MATERIAL:
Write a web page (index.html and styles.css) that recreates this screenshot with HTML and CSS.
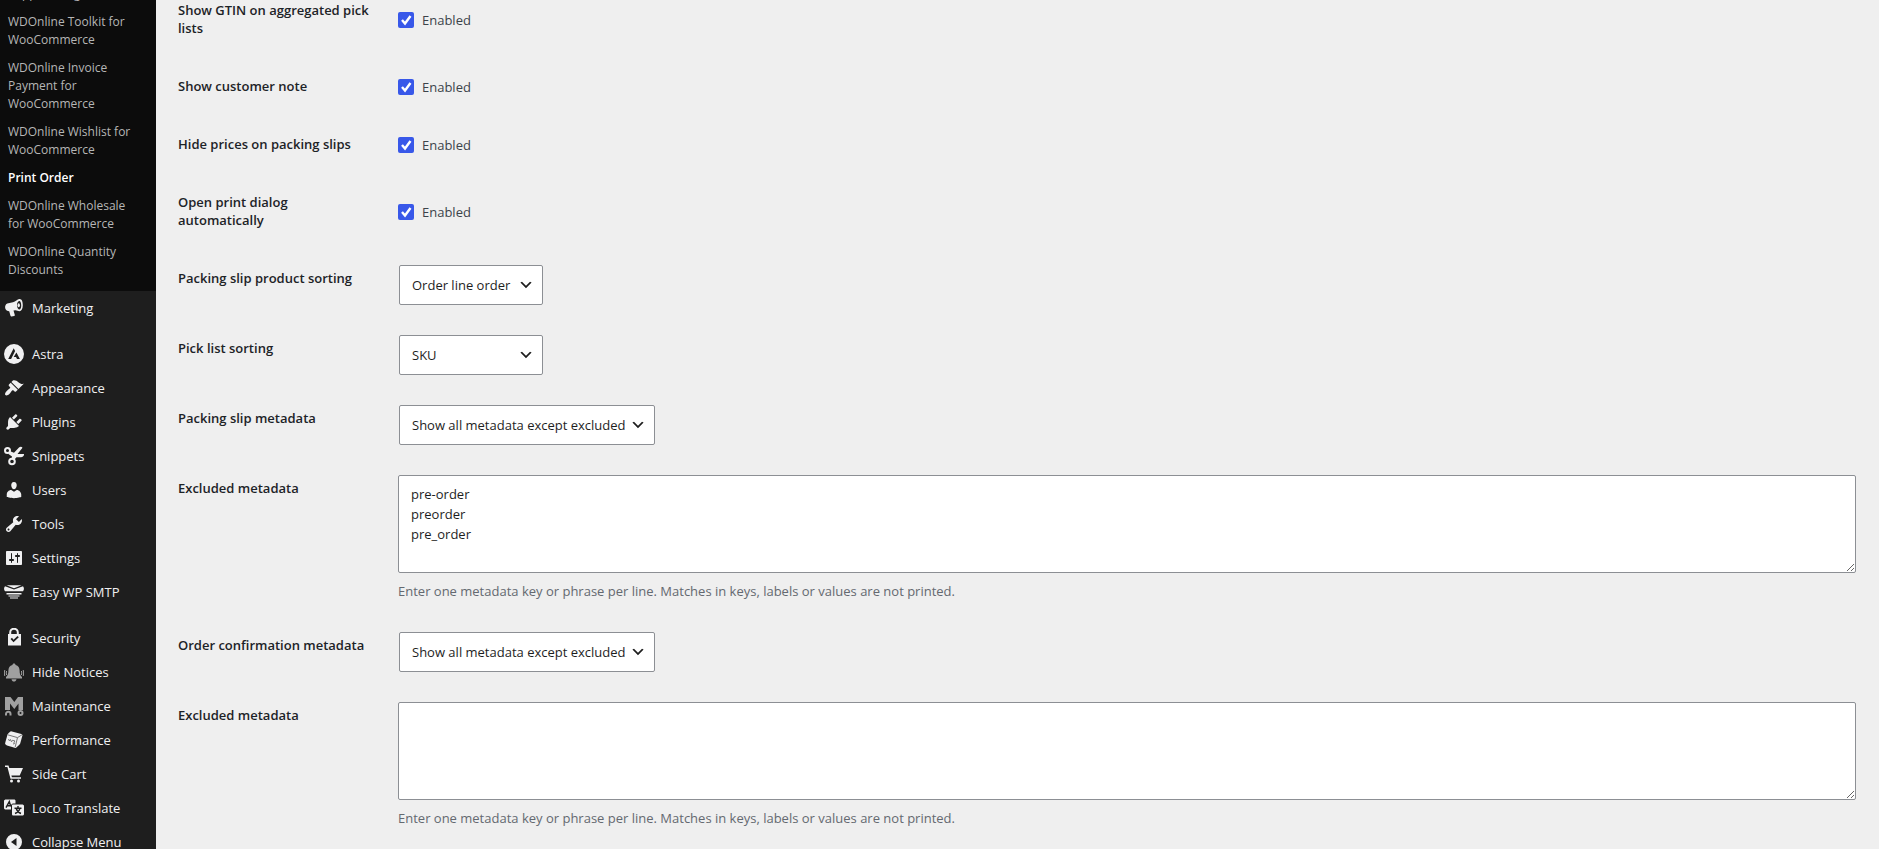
FILE: index.html
```
<!DOCTYPE html>
<html lang="en">
<head>
    <meta charset="UTF-8">
    <meta name="viewport" content="width=device-width, initial-scale=1.0">
    <title>Print Order</title>
    <link rel="stylesheet" href="styles.css">
</head>
<body>
    <nav class="admin-menu">
        <ul class="submenu">
            <li><a href="#">Support Plugin</a></li>
            <li><a href="#">WDOnline Toolkit for WooCommerce</a></li>
            <li><a href="#">WDOnline Invoice Payment for WooCommerce</a></li>
            <li><a href="#">WDOnline Wishlist for WooCommerce</a></li>
            <li><a href="#" class="current">Print Order</a></li>
            <li><a href="#">WDOnline Wholesale for WooCommerce</a></li>
            <li><a href="#">WDOnline Quantity Discounts</a></li>
        </ul>
        <ul class="menu">
            <li><a href="#">
                <svg viewBox="0 0 20 20"><path fill-rule="evenodd" d="M15.300 1.100c2.500-.3 3.500 2.600 3.500 6.100-.1 3.500-1.300 5.900-3.400 6-1.300 0-2.400-.7-4-.9l-1.900.2 1.300 4.400c.1.600-.2.900-.7 1L7.500 18.400c-.5.100-.8-.1-1-.6L5.200 13.300c-1.600 0-3.600-1.300-4-3-.4-1.900.3-3.800 2-4.700L9 4.300c2.600-.8 4.300-2.900 6.300-3.200zM15.200 2.900c-1.300.2-2.300 2.200-2.200 4.500.1 2.300 1.200 4.100 2.500 4 1.200-.2 1.800-2.100 1.700-4.400-.1-2.300-.8-4.200-2-4.100z"/><ellipse cx="14.700" cy="7.200" rx="1.200" ry="2"/></svg>
                Marketing</a></li>
            <li class="separator"></li>
            <li><a href="#">
                <svg viewBox="0 0 20 20"><path fill-rule="evenodd" d="M10 0a10 10 0 1 0 0 20 10 10 0 0 0 0-20zM9.700 4.200l1.400 2.700-4 8.200H4.200zM12.400 8.500l3.500 6.600h-2.900l-1-2.100H9.700z"/></svg>
                Astra</a></li>
            <li><a href="#">
                <svg viewBox="0 0 20 20"><path d="M14.480 11.060L7.410 3.990l1.500-1.500c.5-.56 2.300-.47 3.510.32 1.210.8 1.430 1.280 2.910 2.100 1.180.64 2.450 1.260 4.450.85zm-.71.71L6.700 4.700 4.930 6.470c-.39.390-.39 1.020 0 1.410l1.060 1.060c.39.390.39 1.030 0 1.420-.6.6-1.430 1.110-2.210 1.690-.35.260-.7.530-1.010.840C1.430 14.230.4 16.080 1.400 17.070c.99 1 2.840-.03 4.180-1.360.31-.31.580-.66.850-1.020.57-.78 1.080-1.610 1.690-2.210.39-.39 1.020-.39 1.410 0l1.060 1.060c.39.390 1.020.390 1.410 0z"/></svg>
                Appearance</a></li>
            <li><a href="#">
                <svg viewBox="0 0 20 20"><path d="M13.110 4.360L9.870 7.600 8 5.730l3.240-3.240c.35-.34 1.050-.2 1.560.32.520.51.660 1.210.31 1.550zm-8 1.770l.91-1.120 9.010 9.010-1.190.84c-.71.71-2.630 1.160-3.820 1.160H6.140L4.900 17.260c-.59.590-1.540.590-2.120 0-.59-.58-.59-1.530 0-2.120l1.240-1.240v-3.880c0-1.130.4-3.190 1.090-3.890zm7.260 3.970l3.240-3.240c.34-.35 1.040-.21 1.550.31.520.51.660 1.210.31 1.550l-3.240 3.250z"/></svg>
                Plugins</a></li>
            <li><a href="#">
                <svg viewBox="0 0 20 20"><path d="M5.500 5l4.500 1.800L15 1.500c1.300-1.200 2.900-.8 3.500.2L13.500 8H20c.2 2-1.300 3.200-3 3.200h-4.500l-2 2.300-3-.8.500-2.200L4.500 8z"/><circle class="stroke" cx="3.500" cy="4.500" r="2.500"/><circle class="stroke" cx="8" cy="15.500" r="2.800"/></svg>
                Snippets</a></li>
            <li><a href="#">
                <svg viewBox="0 0 20 20"><path d="M10 9.250c-2.270 0-2.730-3.440-2.730-3.440C7 4.020 7.820 2 9.970 2c2.160 0 2.980 2.020 2.710 3.810 0 0-.41 3.440-2.680 3.440zm0 2.570L12.720 10c2.390 0 4.520 2.330 4.520 4.530v2.490s-3.650 1.130-7.240 1.130c-3.650 0-7.240-1.130-7.240-1.130v-2.490c0-2.250 1.940-4.480 4.470-4.480z"/></svg>
                Users</a></li>
            <li><a href="#">
                <svg viewBox="0 0 20 20"><path d="M16.680 9.770c-1.340 1.340-3.300 1.670-4.950.99l-5.410 6.520c-.99.990-2.590.990-3.580 0s-.99-2.590 0-3.570l6.520-5.420c-.68-1.650-.35-3.610.99-4.950 1.280-1.280 3.120-1.620 4.720-1.060l-2.890 2.890 2.820 2.820 2.860-2.870c.53 1.580.180 3.390-1.080 4.650zM3.810 16.210c.4.390 1.040.390 1.430 0 .4-.4.400-1.040 0-1.430-.39-.4-1.030-.4-1.430 0-.39.390-.39 1.030 0 1.430z"/></svg>
                Tools</a></li>
            <li><a href="#">
                <svg viewBox="0 0 20 20"><path fill-rule="evenodd" d="M18 16V4c0-.55-.45-1-1-1H3c-.55 0-1 .45-1 1v12c0 .55.450 1 1 1h14c.55 0 1-.45 1-1zM8 11h1c.55 0 1 .45 1 1s-.45 1-1 1H8v1.500c0 .28-.22.5-.5.5s-.5-.22-.5-.5V13H6c-.55 0-1-.45-1-1s.45-1 1-1h1V5.500c0-.28.220-.5.500-.5s.5.220.5.500V11zm5-2h-1c-.55 0-1-.45-1-1s.45-1 1-1h1V5.500c0-.28.220-.5.500-.5s.5.220.5.500V7h1c.55 0 1 .45 1 1s-.45 1-1 1h-1v5.500c0 .28-.22.5-.5.500s-.5-.22-.5-.5V9z"/></svg>
                Settings</a></li>
            <li><a href="#">
                <svg viewBox="0 0 20 20"><path d="M2.500 3.300h15L10 6.300zM1 4.300L10 7.600l9-3.300c1.300 1.500 1.200 3.600 0 5H1C-.2 7.900-.3 5.800 1 4.300zM2.500 11h15v1.600h-15zM4.500 13.600h11v1h-11zM6 15.500h8v1H6z"/></svg>
                Easy WP SMTP</a></li>
            <li class="separator"></li>
            <li><a href="#">
                <svg viewBox="0 0 20 20"><path fill-rule="evenodd" d="M5.200 6V4.500a4.800 4.800 0 0 1 9.600 0V6H17v11.500H4V6zm2 0h5.600V4.500a2.800 2.800 0 0 0-5.600 0zM6.500 11l3 3.300 5.300-5-1.300-1.400-4 3.800L8 9.700z"/></svg>
                Security</a></li>
            <li><a href="#">
                <svg class="dim" viewBox="0 0 20 20"><path d="M10 1.500c1 0 1.500.7 1.600 1.400 2.800.7 4 3 4 5.600 0 3 .5 5 2.400 6.500v1.500H2V15c1.900-1.500 2.400-3.500 2.400-6.500 0-2.600 1.200-4.900 4-5.600.1-.7.600-1.400 1.600-1.400zM7.500 17.200h5c-.3 1.500-1.300 2.300-2.500 2.300s-2.200-.8-2.500-2.300z"/><path class="line" d="M2.600 9q-.8 2 0 4M.8 8q-1 3 0 6M17.400 9q.8 2 0 4M19.200 8q1 3 0 6"/></svg>
                Hide Notices</a></li>
            <li><a href="#">
                <svg class="dim" viewBox="0 0 20 20"><path d="M1 1h5.500l3.800 5L14 1h5v13h-4.500V7.500L10.300 13 6 7.500V14H1z"/><path class="stroke" d="M2 19.500V18a2 2 0 0 1 4.500 0v1.500"/><circle class="stroke" cx="16.500" cy="17" r="2"/></svg>
                Maintenance</a></li>
            <li><a href="#">
                <svg viewBox="0 0 20 20"><path d="M7 1.200l10.300 2.800c.8.300 1.200.9 1.100 1.600L16.200 13.500c-.3.800-3.500 4-4.700 4.500L3 15.500c-1-.3-2-1.200-1.900-2.200L3.500 4.500c.3-1 2.500-3 3.500-3.300z"/><path class="edge" d="M3.700 4.800l9.800 2.800 4.500-2.800M13.500 7.600l-2.300 9.500M4.500 9l1 2 1-1.500 1 2.300 1.200-1.500M8.500 10.300l2.500.7-1 1.200q1.500 1.800-1 1.800"/></svg>
                Performance</a></li>
            <li><a href="#">
                <svg viewBox="0 0 20 20"><path d="M1 1.500h3.500L5.300 4H19l-3.300 7.500H7.400l.5 1.800H17v1.500H6.500L3.400 3H1z"/><circle cx="7.500" cy="17" r="1.500"/><circle cx="14.500" cy="17" r="1.500"/></svg>
                Side Cart</a></li>
            <li><a href="#">
                <svg viewBox="0 0 20 20"><path d="M2 1.500h8c1 0 1.500.5 1.500 1.500v2.500H9c-1 0-2 1-2 2v4H2c-1 0-2-.5-2-1.500V3c0-1 1-1.500 2-1.500zM9 6.500h9c1 0 2 .5 2 1.500v8c0 1-1 1.500-2 1.500H9.500c-1 0-1.500-.5-1.500-1.500V7.500c0-.6.400-1 1-1z"/><path class="cut" d="M2 9.700L5.300 3.500l1.500 5M3.200 7.800h3.600M14 8v2M10.500 10.300h7M11 15.500q4-1.500 4.800-5M12.200 10.500q1.300 4 4.800 5"/></svg>
                Loco Translate</a></li>
            <li><a href="#">
                <svg viewBox="0 0 20 20"><path fill-rule="evenodd" d="M10 2a8 8 0 1 0 0 16 8 8 0 0 0 0-16zM12.500 6v8L7 10z"/></svg>
                Collapse Menu</a></li>
        </ul>
    </nav>

    <main class="content">
        <table class="form-table">
            <tr>
                <th scope="row">Show GTIN on aggregated pick lists</th>
                <td><label class="check"><input type="checkbox" checked> Enabled</label></td>
            </tr>
            <tr>
                <th scope="row">Show customer note</th>
                <td><label class="check"><input type="checkbox" checked> Enabled</label></td>
            </tr>
            <tr>
                <th scope="row">Hide prices on packing slips</th>
                <td><label class="check"><input type="checkbox" checked> Enabled</label></td>
            </tr>
            <tr>
                <th scope="row">Open print dialog automatically</th>
                <td><label class="check"><input type="checkbox" checked> Enabled</label></td>
            </tr>
            <tr>
                <th scope="row"><label for="slip-sorting">Packing slip product sorting</label></th>
                <td><select id="slip-sorting" class="short"><option>Order line order</option><option>SKU</option></select></td>
            </tr>
            <tr>
                <th scope="row"><label for="pick-sorting">Pick list sorting</label></th>
                <td><select id="pick-sorting" class="short"><option>SKU</option><option>Order line order</option></select></td>
            </tr>
            <tr>
                <th scope="row"><label for="slip-meta">Packing slip metadata</label></th>
                <td><select id="slip-meta" class="long"><option>Show all metadata except excluded</option></select></td>
            </tr>
            <tr>
                <th scope="row"><label for="slip-excluded">Excluded metadata</label></th>
                <td>
                    <textarea id="slip-excluded" rows="4">pre-order
preorder
pre_order</textarea>
                    <p class="description">Enter one metadata key or phrase per line. Matches in keys, labels or values are not printed.</p>
                </td>
            </tr>
            <tr>
                <th scope="row"><label for="order-meta">Order confirmation metadata</label></th>
                <td><select id="order-meta" class="long"><option>Show all metadata except excluded</option></select></td>
            </tr>
            <tr>
                <th scope="row"><label for="order-excluded">Excluded metadata</label></th>
                <td>
                    <textarea id="order-excluded" rows="4"></textarea>
                    <p class="description">Enter one metadata key or phrase per line. Matches in keys, labels or values are not printed.</p>
                </td>
            </tr>
        </table>
    </main>
</body>
</html>
```
FILE: styles.css
```
* {
    box-sizing: border-box;
}
body {
    display: flex;
    height: 100vh;
    margin: 0;
    overflow: hidden;
    background-color: #efefef;
    color: #3c434a;
    font-family: "Segoe UI", "Open Sans", "Noto Sans", sans-serif;
    font-size: 13px;
}
/* the page is scrolled, so the first entries run off the top */
.admin-menu {
    flex: 0 0 156px;
    margin-top: -20px;
    background-color: #1e1e1e;
}
.submenu, .menu {
    list-style: none;
    margin: 0;
    padding: 0;
}
.admin-menu a {
    text-decoration: none;
}
.admin-menu .submenu {
    padding-bottom: 7px;
    background-color: #0c0c0c;
}
.submenu a {
    display: block;
    padding: 5px 14px 5px 8px;
    color: #b6b6b6;
    font-size: 12px;
    line-height: 18px;
}
.submenu a.current {
    color: #fff;
    font-weight: 600;
}
.menu a {
    display: flex;
    align-items: center;
    gap: 8px;
    height: 34px;
    padding-left: 4px;
    color: #f0f0f1;
    line-height: 18px;
}
.menu svg {
    width: 20px;
    height: 20px;
    fill: #f0f0f1;
}
.menu svg.dim {
    fill: #a0a0a0;
    color: #a0a0a0;
}
.menu .stroke {
    fill: none;
    stroke: currentColor;
    stroke-width: 2;
}
.menu .line {
    fill: none;
    stroke: currentColor;
    stroke-width: 1;
}
.menu .cut {
    fill: none;
    stroke: #1e1e1e;
    stroke-width: 1.4;
}
.menu .edge {
    fill: none;
    stroke: #777;
    stroke-width: 1;
}
.separator {
    height: 12px;
}
.content {
    flex: 1;
    min-width: 0;
    margin-top: -18px;
    padding: 0 13px 0 22px;
}
.form-table {
    width: 100%;
    border-collapse: collapse;
}
.form-table th {
    width: 210px;
    padding: 19px 14px 21px 0;
    color: #1d2327;
    font-weight: 600;
    line-height: 18px;
    text-align: left;
    vertical-align: top;
}
.form-table td {
    padding: 15px 10px;
    line-height: 18px;
    vertical-align: middle;
}
.check {
    display: flex;
    align-items: center;
    gap: 8px;
}
.check input {
    appearance: none;
    width: 16px;
    height: 16px;
    margin: 0;
    border-radius: 2px;
    background: #3858e9 url("data:image/svg+xml,%3Csvg xmlns='http://www.w3.org/2000/svg' viewBox='0 0 16 16'%3E%3Cpath d='M4 8l3 3.500 5.500-7.500' fill='none' stroke='white' stroke-width='2.400'/%3E%3C/svg%3E");
}
select {
    appearance: none;
    display: block;
    height: 40px;
    margin: 0 1px;
    padding: 0 24px 0 12px;
    border: 1px solid #8c8f94;
    border-radius: 2px;
    background: #fff url("data:image/svg+xml,%3Csvg xmlns='http://www.w3.org/2000/svg' viewBox='0 0 20 20'%3E%3Cpath d='M5 6l5 5 5-5 2 1-7 7-7-7z' fill='%231e1e1e'/%3E%3C/svg%3E") no-repeat right 8px center / 16px 16px;
    color: #1e1e1e;
    font: inherit;
}
.short {
    width: 144px;
}
.long {
    width: 256px;
}
textarea {
    display: block;
    width: 100%;
    height: 98px;
    padding: 8px 12px;
    border: 1px solid #8c8f94;
    border-radius: 2px;
    background-color: #fff;
    color: #1e1e1e;
    font: inherit;
    line-height: 20px;
    resize: vertical;
}
.description {
    margin: 8px 0 0;
    color: #646970;
    line-height: 21px;
}
```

GOAL:
Work out how many lines above have the string "page" in them, and give only the number.

RESULT:
2